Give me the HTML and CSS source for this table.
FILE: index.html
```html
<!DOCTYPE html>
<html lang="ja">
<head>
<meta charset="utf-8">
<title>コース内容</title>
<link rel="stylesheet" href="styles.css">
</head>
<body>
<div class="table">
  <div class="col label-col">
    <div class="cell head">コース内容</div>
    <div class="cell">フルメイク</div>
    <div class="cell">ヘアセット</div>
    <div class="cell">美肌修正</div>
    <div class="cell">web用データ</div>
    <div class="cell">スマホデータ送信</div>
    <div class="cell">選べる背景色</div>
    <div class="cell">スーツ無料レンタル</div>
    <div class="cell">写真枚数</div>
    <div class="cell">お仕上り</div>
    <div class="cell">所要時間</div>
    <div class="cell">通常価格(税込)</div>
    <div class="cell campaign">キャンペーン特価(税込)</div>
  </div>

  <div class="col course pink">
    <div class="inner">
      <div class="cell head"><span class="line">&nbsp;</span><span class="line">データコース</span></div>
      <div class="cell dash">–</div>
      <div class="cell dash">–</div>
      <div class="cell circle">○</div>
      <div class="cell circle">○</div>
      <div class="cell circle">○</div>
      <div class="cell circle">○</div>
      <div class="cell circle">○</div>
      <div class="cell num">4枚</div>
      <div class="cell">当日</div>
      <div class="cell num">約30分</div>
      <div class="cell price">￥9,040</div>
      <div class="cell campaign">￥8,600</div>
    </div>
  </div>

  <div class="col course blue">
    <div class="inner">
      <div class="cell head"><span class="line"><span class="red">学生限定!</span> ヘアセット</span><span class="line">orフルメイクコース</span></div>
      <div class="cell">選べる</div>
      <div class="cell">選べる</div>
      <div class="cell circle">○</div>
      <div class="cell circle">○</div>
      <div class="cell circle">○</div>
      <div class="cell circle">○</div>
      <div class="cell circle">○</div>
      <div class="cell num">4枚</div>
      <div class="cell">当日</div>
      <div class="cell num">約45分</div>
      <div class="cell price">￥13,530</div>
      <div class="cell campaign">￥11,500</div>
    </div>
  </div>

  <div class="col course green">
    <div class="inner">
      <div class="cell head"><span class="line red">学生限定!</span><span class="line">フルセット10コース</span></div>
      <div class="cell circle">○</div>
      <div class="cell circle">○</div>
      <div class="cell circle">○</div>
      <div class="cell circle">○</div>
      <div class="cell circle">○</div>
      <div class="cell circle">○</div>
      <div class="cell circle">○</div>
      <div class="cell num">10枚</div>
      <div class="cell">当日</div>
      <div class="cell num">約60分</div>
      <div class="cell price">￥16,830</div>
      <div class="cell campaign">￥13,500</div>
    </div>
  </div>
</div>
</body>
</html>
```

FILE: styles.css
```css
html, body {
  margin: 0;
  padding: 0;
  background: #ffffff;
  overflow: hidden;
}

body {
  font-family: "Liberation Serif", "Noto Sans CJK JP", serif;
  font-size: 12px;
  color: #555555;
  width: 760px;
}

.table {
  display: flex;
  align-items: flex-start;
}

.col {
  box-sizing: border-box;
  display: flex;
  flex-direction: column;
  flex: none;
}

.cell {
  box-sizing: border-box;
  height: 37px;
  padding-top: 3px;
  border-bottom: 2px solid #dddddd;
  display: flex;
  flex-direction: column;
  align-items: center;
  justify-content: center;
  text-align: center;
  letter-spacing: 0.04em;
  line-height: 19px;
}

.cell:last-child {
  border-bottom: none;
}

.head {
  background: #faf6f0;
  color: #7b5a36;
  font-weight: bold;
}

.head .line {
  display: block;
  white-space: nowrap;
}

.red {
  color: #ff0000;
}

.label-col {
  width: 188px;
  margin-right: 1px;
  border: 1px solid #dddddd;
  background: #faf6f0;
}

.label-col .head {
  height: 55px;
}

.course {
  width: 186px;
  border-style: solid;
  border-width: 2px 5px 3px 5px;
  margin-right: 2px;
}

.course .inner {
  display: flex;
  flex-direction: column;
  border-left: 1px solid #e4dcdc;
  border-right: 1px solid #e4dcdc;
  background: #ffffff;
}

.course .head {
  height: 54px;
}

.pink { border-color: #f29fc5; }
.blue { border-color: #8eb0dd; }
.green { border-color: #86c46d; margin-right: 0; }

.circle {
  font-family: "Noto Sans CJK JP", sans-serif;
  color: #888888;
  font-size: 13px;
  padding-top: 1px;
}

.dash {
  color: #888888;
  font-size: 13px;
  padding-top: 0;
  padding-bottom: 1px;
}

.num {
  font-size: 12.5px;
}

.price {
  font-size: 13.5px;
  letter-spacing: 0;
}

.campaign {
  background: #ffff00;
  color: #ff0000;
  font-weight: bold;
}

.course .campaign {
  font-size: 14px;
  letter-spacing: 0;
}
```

----

Job:
Report the number of lines in the listing above that include the word "table", and nothing else.

Solution:
3